On March 29, 2018, we entered into the $250.0 million 2018 Term Loan maturing on July 21, 2023, which increased and replaced the 2016 Term Loan. The interest rate swap arrangements that had effectively fixed the 2016 Term Loan then effectively fix the interest rate on a $150.0 million portion of the 2018 Term Loan at 2.31%. On March 29, 2018, we entered into four interest rate swap arrangements with a total notional amount of $100.0 million to effectively fix the interest rate on the remaining $100.0 million of the 2018 Term Loan at 3.71%, that commenced on June 29, 2018 and extending until the maturity of the 2018 Term Loan on July 21, 2023. The $250.0 million 2018 Term Loan has an all-in fixed interest rate of 2.87%.
The interest rate swaps are recorded at fair value in accordance with Generally Accepted Accounting Principles (“GAAP”), based on discounted cash flow methodologies and observable inputs. We record the effective portion of changes in fair value of the cash flow hedges in other comprehensive income.
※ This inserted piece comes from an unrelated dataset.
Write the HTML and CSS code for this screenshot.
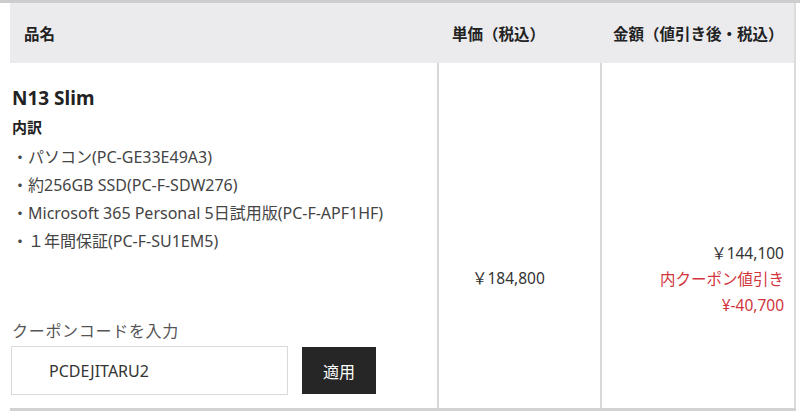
FILE: index.html
```html
<!DOCTYPE HTML>
<html>
<head>
  <meta charset="utf-8">
  <title>カート</title>
  <link rel="stylesheet" href="styles.css">
</head>
<body>
  <table class="cart">
    <colgroup>
      <col class="w-name">
      <col class="w-price">
      <col class="w-total">
    </colgroup>
    <thead>
      <tr>
        <th class="col-name">品名</th>
        <th class="col-price">単価（税込）</th>
        <th class="col-total">金額（値引き後・税込）</th>
      </tr>
    </thead>
    <tbody>
      <tr>
        <td class="col-name">
          <p class="product">N13 Slim</p>
          <p class="breakdown">内訳</p>
          <ul class="parts">
            <li>・パソコン(PC-GE33E49A3)</li>
            <li>・約256GB SSD(PC-F-SDW276)</li>
            <li>・Microsoft 365 Personal 5日試用版(PC-F-APF1HF)</li>
            <li>・１年間保証(PC-F-SU1EM5)</li>
          </ul>
          <div class="coupon">
            <p class="coupon-label">クーポンコードを入力</p>
            <div class="coupon-row">
              <input class="coupon-input" type="text" value="PCDEJITARU2">
              <button class="coupon-button">適用</button>
            </div>
          </div>
        </td>
        <td class="col-price">
          <p class="unit">￥184,800</p>
        </td>
        <td class="col-total">
          <p class="amount">￥144,100</p>
          <p class="discount">内クーポン値引き</p>
          <p class="discount">¥-40,700</p>
        </td>
      </tr>
    </tbody>
  </table>
</body>
</html>
```

FILE: styles.css
```css
body {
  margin: 0;
  font-family: "Noto Sans", "Noto Sans CJK JP", sans-serif;
  color: #333;
  background: #fff;
  border-top: 3px solid #cdcdcf;
}

p {
  margin: 0;
}

.cart {
  margin-left: 10px;
  width: 786px;
  table-layout: fixed;
  border-collapse: collapse;
  border-bottom: 3px solid #d2d2d4;
  border-right: 2px solid #dcdcdc;
}

.w-name {
  width: 428px;
}

.w-price {
  width: 163px;
}

.cart th {
  height: 60px;
  padding: 0;
  background-color: #ebebee;
  font-size: 15.5px;
  font-weight: bold;
  text-align: left;
  white-space: nowrap;
  color: #222;
}

.cart td {
  padding: 0;
  vertical-align: top;
}

th.col-name {
  padding-left: 14px;
}

th.col-price {
  padding-left: 14px;
}

th.col-total {
  padding-left: 12px;
}

td.col-name {
  padding: 22px 0 13px 2px;
}

td.col-price {
  border-left: 2px solid #d8d8d8;
  border-right: 2px solid #d8d8d8;
  text-align: left;
  padding-left: 33px;
}

td.col-total {
  text-align: right;
  padding-right: 10px;
}

.product {
  font-size: 19px;
  font-weight: bold;
  line-height: 26px;
  color: #222;
}

.breakdown {
  margin-top: 4px;
  font-size: 15px;
  font-weight: bold;
  line-height: 24px;
  color: #222;
}

.parts {
  list-style: none;
  margin: 4px 0 0;
  padding: 0;
  font-size: 16px;
  line-height: 28px;
  color: #444;
}

.coupon {
  margin-top: 64px;
}

.coupon-label {
  font-size: 16px;
  letter-spacing: 0.7px;
  line-height: 24px;
  color: #555;
}

.coupon-row {
  display: flex;
  align-items: center;
  gap: 14px;
  margin-top: 3px;
}

.coupon-input {
  box-sizing: border-box;
  width: 277px;
  height: 49px;
  margin: 0 0 0 -1px;
  padding: 0 0 0 37px;
  border: 1px solid #dadada;
  font-family: inherit;
  font-size: 16px;
  color: #333;
  outline: none;
}

.coupon-button {
  width: 74px;
  height: 47px;
  border: none;
  background-color: #262626;
  color: #fff;
  font-family: inherit;
  font-size: 16px;
  cursor: pointer;
}

.unit {
  margin-top: 203px;
  font-size: 15.5px;
  line-height: 24px;
}

.amount {
  margin-top: 178px;
  font-size: 15.5px;
  line-height: 25px;
}

.discount {
  font-size: 15.5px;
  line-height: 26px;
  color: #d1343c;
}
```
We assess the effectiveness of our cash flow hedges both at inception and on an ongoing basis. If a cash flow hedge is no longer expected to be effective, hedge accounting is discontinued. Hedge ineffectiveness of our cash flow hedges is recorded in earnings.
We currently expect to use a portion of the proceeds from the sale of the Office and potential sale of the Retail Portfolios (see note 3) to prepay a $150.0 million portion of the 2018 Term Loan during the third quarter of 2021. We expect to hold the remaining $100.0 million portion of the 2018 Term Loan until maturity. Due to this intention to prepay a $150.0 million portion of the 2018 Term Loan, we have determined that the hedged transactions for the five interest rate swap arrangements with an
aggregate notional value of $150.0 million are probable not to occur and that these interest swap arrangements are no longer effective cash flow hedges as of June 30, 2021. As a result, we recognized a loss of $5.8 million for the 2021 Quarter, which was recorded to Loss on interest rate derivatives on our condensed consolidated statements of operations. The interest rate swap arrangement with a notional value of $100.0 million related to the remaining portion of the 2018 Term Loan that we intend to hold to maturity is an effective cash flow hedge as of June 30, 2021.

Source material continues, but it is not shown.